🔧

ETL Pipeline Setup for Sales Data

Jun 6, 2025

Summary

  • The meeting covered setting up an ETL pipeline using SSIS in Visual Studio to load sales and related data from various Excel and CSV files into a Microsoft SQL Server "my shop" database.
  • Step-by-step tasks included creating SSIS projects, configuring data sources and destinations, designing and executing data flows, and defining new tables in SQL Server.
  • Attendees ensured tables were properly structured and verified successful data loading.
  • Discussions included handling possible data conversion errors and structuring fields for optimal storage.

Action Items

  • (not specified – Team/Owner TBD): Review data conversion for any future data type issues encountered during ETL loads.
  • (not specified – Team/Owner TBD): Add primary and foreign keys to tables where required after initial data load.

Setting Up ETL Pipeline for Sales Data

  • SSIS in Microsoft Visual Studio was used to create a new project to handle the ETL process.
  • A data flow task was created with an Excel file as the source and SQL Server as the destination.
  • Database "my shop" on server "Acer" was selected as the target; tables in the database were initially empty.
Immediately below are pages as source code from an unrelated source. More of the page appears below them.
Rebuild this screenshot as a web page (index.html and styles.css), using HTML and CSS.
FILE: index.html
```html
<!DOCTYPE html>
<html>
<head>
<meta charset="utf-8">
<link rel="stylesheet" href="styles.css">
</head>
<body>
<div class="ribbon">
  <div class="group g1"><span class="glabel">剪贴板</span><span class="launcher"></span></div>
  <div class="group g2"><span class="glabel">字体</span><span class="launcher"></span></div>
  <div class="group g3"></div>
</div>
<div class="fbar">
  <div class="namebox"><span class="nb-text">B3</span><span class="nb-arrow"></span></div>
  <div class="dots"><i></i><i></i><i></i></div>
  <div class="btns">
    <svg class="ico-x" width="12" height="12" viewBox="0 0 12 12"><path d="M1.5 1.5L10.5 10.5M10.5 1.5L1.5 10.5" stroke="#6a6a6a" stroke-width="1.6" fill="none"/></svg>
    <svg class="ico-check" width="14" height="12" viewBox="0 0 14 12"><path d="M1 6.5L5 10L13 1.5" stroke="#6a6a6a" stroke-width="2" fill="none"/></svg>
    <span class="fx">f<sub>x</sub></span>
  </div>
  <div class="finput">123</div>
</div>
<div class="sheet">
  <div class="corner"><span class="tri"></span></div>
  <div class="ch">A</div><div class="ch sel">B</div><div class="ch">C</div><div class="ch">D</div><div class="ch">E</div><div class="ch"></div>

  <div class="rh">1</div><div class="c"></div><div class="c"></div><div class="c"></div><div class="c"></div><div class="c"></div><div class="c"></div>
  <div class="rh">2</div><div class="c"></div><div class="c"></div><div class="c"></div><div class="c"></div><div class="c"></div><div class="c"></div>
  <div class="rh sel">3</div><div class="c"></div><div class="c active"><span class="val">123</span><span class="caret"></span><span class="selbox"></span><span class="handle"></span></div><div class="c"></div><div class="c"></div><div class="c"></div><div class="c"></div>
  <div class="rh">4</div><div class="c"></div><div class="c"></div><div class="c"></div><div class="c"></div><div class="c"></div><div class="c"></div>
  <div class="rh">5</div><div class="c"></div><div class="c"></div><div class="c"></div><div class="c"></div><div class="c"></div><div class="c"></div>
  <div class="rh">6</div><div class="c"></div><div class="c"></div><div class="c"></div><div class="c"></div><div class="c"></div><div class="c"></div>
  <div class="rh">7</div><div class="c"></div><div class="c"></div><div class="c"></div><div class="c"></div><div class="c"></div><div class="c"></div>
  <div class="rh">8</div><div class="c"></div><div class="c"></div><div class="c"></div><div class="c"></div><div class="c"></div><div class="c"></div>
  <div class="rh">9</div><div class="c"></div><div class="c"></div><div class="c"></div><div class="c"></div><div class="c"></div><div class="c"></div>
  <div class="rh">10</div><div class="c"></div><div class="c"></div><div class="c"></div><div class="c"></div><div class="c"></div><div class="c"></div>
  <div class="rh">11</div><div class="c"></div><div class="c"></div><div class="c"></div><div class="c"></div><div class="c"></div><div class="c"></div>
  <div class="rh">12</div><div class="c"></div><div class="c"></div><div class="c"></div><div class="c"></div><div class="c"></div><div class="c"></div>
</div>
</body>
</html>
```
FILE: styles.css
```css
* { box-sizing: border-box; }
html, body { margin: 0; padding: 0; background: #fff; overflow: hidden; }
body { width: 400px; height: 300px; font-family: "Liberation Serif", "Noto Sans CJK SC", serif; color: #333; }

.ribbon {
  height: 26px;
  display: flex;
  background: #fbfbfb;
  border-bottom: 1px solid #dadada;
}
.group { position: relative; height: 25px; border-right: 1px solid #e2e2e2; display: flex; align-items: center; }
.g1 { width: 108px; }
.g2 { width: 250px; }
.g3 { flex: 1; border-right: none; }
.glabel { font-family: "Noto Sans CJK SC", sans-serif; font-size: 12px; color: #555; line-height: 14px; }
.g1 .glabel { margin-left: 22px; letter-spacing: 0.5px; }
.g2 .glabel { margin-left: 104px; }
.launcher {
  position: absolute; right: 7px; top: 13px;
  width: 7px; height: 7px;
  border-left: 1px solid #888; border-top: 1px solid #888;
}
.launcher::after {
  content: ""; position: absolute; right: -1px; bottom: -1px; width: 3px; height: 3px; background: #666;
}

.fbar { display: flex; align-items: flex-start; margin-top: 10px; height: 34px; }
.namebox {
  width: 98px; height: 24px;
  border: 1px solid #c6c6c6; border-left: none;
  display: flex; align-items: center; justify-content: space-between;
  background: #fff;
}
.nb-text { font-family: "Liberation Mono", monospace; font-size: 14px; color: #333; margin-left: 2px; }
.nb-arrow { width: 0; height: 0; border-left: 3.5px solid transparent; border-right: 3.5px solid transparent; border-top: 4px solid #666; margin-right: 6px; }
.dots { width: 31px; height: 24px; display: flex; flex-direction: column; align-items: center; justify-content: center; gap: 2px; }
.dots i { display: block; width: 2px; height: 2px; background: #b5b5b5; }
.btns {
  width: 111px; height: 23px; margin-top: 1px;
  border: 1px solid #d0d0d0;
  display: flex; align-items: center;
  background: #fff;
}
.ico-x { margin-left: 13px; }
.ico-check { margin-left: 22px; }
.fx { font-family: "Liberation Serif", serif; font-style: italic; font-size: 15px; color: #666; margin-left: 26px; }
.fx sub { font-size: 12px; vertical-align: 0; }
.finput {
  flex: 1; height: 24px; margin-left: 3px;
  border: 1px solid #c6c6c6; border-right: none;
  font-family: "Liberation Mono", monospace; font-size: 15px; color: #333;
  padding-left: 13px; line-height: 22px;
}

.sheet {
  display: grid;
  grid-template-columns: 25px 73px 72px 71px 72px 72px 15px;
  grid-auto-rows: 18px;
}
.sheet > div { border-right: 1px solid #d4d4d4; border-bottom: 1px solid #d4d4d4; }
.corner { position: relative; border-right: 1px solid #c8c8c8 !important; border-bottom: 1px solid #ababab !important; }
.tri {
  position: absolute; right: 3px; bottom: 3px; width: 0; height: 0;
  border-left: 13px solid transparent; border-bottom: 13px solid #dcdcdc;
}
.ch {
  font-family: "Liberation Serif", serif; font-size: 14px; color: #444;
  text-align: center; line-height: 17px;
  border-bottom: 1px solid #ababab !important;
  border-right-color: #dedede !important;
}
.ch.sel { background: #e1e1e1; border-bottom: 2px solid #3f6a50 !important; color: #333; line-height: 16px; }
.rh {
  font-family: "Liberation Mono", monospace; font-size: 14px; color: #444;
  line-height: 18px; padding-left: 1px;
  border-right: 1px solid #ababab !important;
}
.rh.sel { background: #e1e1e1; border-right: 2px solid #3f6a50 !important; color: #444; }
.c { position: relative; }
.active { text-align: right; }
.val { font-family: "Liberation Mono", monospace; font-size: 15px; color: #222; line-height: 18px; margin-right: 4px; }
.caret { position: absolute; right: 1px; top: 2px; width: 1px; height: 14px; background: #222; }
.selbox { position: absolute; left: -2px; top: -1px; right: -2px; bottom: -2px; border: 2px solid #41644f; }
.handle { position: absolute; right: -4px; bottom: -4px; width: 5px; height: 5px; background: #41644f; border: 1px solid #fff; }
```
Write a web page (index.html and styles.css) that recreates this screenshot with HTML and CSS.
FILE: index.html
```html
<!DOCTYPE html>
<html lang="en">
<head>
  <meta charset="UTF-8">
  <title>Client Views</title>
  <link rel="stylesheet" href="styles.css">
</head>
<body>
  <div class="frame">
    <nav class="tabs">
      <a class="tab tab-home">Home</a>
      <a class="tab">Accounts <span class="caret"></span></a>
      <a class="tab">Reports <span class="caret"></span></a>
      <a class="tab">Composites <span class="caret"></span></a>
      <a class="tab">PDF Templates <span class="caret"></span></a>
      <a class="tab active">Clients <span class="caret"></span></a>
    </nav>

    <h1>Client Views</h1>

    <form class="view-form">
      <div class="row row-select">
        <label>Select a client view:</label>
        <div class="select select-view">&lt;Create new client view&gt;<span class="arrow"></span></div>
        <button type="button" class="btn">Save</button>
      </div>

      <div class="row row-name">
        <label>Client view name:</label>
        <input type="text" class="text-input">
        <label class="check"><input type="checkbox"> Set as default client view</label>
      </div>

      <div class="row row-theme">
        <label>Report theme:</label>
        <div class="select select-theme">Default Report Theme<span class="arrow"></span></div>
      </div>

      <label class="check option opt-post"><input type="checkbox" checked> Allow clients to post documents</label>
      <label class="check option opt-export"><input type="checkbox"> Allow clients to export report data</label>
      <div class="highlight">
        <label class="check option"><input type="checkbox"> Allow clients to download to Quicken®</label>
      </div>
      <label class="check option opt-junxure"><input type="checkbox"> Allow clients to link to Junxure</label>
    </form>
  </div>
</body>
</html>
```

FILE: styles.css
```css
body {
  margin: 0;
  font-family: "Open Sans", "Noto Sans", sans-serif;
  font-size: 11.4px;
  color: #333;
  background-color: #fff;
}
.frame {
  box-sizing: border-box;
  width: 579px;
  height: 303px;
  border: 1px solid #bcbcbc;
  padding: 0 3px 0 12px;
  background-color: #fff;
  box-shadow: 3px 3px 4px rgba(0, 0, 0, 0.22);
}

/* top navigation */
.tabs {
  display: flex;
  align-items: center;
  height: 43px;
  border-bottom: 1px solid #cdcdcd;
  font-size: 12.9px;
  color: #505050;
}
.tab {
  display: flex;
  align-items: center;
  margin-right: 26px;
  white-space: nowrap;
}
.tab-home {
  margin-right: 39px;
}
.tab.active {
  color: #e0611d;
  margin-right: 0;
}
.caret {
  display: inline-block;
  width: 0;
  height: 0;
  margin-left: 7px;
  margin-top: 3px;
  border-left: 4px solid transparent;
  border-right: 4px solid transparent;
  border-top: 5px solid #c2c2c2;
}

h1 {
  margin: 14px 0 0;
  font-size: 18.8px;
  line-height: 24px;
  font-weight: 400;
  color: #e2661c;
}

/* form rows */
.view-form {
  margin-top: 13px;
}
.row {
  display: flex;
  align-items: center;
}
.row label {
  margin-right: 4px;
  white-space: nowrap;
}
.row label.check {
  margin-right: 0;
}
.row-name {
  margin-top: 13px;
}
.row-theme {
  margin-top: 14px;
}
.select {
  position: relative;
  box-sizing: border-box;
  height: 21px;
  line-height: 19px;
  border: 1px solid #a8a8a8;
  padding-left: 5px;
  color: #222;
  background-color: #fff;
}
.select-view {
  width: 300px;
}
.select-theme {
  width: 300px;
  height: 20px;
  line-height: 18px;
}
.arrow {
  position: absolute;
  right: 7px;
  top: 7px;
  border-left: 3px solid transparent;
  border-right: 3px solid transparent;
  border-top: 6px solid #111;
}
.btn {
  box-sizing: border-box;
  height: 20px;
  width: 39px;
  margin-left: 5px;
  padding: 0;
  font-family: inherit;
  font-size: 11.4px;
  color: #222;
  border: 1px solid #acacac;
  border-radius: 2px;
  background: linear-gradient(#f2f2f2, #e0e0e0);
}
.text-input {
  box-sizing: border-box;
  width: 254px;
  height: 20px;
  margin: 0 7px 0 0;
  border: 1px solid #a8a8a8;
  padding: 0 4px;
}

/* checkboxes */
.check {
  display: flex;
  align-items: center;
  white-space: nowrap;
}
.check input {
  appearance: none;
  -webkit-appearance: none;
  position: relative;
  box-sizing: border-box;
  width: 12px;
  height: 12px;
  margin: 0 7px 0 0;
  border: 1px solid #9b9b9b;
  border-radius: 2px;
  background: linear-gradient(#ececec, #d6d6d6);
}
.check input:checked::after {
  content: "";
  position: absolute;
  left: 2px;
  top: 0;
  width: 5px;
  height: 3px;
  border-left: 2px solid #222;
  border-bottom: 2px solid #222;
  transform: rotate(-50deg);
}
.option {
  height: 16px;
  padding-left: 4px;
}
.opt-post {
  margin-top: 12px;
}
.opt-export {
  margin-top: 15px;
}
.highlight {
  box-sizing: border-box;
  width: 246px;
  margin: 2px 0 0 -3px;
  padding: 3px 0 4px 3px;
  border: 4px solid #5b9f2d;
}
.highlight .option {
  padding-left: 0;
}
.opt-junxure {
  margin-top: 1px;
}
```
Creating and Configuring Tables

  • A new table "sales" was created with columns mapped from the spreadsheet, assigning appropriate data types (integers for IDs and keys, varchar for names, float for cost/price, etc.).
  • Adjustments were made to field sizes for efficiency (e.g., setting integer types where feasible, reducing varchar lengths).
  • Primary key designated on "transaction ID"; other potential constraints mentioned but not fully implemented in meeting.
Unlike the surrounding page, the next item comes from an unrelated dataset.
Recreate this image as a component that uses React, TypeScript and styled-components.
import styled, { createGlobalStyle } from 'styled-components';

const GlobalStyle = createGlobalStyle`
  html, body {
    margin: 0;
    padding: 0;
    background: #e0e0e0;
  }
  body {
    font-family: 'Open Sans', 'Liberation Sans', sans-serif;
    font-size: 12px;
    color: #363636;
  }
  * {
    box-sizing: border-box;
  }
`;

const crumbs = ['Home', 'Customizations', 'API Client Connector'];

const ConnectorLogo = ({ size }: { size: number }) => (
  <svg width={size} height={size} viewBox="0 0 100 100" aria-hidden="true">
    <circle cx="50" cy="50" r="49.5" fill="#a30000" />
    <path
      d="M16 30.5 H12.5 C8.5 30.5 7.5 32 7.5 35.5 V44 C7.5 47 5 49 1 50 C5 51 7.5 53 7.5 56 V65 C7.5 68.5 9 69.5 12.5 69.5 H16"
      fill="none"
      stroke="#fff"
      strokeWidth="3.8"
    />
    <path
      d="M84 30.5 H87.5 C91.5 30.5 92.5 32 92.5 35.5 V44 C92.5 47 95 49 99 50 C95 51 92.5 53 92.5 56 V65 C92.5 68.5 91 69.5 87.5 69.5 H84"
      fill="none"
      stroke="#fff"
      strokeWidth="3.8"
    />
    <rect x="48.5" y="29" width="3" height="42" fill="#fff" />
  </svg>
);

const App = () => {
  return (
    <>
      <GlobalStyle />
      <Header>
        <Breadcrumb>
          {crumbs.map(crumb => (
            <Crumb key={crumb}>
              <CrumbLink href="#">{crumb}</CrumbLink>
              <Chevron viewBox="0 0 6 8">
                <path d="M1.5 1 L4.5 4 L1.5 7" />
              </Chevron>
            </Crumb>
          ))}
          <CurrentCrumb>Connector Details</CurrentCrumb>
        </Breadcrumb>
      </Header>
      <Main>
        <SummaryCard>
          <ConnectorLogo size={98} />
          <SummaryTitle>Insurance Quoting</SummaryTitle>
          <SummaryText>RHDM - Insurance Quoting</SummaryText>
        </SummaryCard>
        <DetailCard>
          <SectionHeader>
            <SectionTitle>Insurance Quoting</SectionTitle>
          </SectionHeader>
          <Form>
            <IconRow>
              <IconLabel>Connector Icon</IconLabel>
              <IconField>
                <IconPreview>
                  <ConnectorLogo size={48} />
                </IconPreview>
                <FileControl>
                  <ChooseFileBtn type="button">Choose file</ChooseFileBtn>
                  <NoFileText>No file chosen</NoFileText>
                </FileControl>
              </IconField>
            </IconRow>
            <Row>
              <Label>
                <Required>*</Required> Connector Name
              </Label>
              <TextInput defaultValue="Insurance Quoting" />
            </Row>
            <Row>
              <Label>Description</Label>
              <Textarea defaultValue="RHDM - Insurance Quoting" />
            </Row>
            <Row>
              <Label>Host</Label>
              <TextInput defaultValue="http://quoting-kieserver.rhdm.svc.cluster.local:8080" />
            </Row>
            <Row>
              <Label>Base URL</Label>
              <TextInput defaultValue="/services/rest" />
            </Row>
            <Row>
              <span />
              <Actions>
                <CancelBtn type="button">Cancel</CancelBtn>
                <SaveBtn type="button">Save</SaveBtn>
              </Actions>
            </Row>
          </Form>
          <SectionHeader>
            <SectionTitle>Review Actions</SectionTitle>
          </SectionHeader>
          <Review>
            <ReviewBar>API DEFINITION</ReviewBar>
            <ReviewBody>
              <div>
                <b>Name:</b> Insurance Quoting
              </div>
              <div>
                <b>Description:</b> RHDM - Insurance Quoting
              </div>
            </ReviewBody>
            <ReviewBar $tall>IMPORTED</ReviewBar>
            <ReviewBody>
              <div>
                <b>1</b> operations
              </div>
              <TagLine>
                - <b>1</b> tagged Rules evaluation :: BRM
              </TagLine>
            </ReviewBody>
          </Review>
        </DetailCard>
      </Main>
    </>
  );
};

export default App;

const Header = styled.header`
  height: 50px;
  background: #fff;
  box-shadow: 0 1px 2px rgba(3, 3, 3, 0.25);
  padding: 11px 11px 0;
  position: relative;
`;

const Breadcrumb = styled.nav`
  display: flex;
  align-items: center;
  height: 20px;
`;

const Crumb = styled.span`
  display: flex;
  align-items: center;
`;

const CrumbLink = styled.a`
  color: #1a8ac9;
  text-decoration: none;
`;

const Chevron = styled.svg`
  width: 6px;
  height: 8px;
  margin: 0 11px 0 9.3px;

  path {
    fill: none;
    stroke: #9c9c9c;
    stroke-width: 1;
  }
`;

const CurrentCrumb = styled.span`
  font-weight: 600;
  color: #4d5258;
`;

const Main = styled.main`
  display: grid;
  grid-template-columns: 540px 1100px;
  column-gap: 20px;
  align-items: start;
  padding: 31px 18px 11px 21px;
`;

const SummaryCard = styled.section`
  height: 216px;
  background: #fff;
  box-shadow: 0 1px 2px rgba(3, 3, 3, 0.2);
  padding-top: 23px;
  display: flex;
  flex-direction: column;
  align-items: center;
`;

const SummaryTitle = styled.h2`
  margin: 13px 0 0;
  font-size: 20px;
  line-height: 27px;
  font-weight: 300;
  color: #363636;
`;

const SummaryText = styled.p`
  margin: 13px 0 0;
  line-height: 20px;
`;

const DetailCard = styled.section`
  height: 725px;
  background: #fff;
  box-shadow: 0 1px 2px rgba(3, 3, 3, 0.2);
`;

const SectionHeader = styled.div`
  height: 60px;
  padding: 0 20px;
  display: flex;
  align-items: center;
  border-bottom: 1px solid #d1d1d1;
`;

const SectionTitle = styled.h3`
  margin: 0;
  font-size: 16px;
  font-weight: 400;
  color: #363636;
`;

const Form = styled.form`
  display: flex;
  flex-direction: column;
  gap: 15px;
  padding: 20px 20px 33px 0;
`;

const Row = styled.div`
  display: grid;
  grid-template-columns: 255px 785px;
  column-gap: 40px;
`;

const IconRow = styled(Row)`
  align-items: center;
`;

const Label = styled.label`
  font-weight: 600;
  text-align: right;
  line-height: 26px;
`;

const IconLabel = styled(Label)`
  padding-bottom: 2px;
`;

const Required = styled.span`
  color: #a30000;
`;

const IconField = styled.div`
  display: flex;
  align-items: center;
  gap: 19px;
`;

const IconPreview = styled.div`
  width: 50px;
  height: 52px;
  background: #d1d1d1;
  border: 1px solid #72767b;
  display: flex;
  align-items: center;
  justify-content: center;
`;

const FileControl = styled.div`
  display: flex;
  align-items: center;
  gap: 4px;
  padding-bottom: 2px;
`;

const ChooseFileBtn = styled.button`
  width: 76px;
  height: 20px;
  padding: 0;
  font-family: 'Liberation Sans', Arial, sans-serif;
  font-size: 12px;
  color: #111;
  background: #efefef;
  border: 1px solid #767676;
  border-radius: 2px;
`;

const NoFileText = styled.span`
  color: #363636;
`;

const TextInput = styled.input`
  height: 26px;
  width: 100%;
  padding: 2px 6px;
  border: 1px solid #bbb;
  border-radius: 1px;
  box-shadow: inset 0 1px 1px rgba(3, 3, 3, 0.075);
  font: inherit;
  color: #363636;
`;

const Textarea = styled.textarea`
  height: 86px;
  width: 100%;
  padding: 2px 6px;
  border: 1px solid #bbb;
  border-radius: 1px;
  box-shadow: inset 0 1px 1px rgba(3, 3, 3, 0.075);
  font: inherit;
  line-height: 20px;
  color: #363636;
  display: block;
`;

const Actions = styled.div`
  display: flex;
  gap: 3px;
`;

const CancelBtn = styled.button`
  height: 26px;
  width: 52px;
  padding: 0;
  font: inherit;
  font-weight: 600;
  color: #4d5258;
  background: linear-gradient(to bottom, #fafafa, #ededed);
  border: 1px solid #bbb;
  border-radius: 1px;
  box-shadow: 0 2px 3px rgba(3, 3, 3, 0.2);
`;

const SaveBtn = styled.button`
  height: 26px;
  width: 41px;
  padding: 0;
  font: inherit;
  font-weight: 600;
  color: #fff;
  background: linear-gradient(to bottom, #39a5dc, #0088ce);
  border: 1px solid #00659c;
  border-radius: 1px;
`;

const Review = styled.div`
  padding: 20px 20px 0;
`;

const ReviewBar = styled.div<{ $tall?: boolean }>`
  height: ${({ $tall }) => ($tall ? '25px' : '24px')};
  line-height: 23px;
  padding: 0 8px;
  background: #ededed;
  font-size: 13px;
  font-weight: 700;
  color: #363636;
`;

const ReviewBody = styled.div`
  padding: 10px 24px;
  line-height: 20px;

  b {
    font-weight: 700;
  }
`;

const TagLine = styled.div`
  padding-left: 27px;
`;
Data Loading Execution and Validation

  • Data flow was executed successfully with no errors; SSIS process confirmed as complete.
  • Verification performed by checking the existence and structure of the new "sales" table in SQL Server.

Loading Additional Tables (Category, Customer, Marketing Expenses)

  • Additional ETL tasks were created for other Excel files: "category" and "customer", each with their own new table definitions in SQL Server.
  • A CSV file ("marketing expenses") was also loaded, using a flat file connection in SSIS and mapped to a new table.
  • All destination tables were validated in SQL Server upon completion.

Potential Issues and Error Handling

  • Mentioned the potential for data type mismatches and need for data conversion, though detailed error resolution steps were not shown as the demonstration was educational.
  • Advised that foreign and primary keys could be added to tables after initial data loading.

Decisions

  • Loaded sales, category, customer, and marketing expenses data from Excel/CSV into "my shop" SQL Server database — Rationale: To enable structured storage and access for business analytics.

Open Questions / Follow-Ups

  • Should any data type conversion errors arise in the future, develop a standard resolution process.
  • Confirmation needed on data integrity and if all foreign/primary keys should be enforced post-load.
  • Assign clear owners for ongoing data management and key constraint tasks.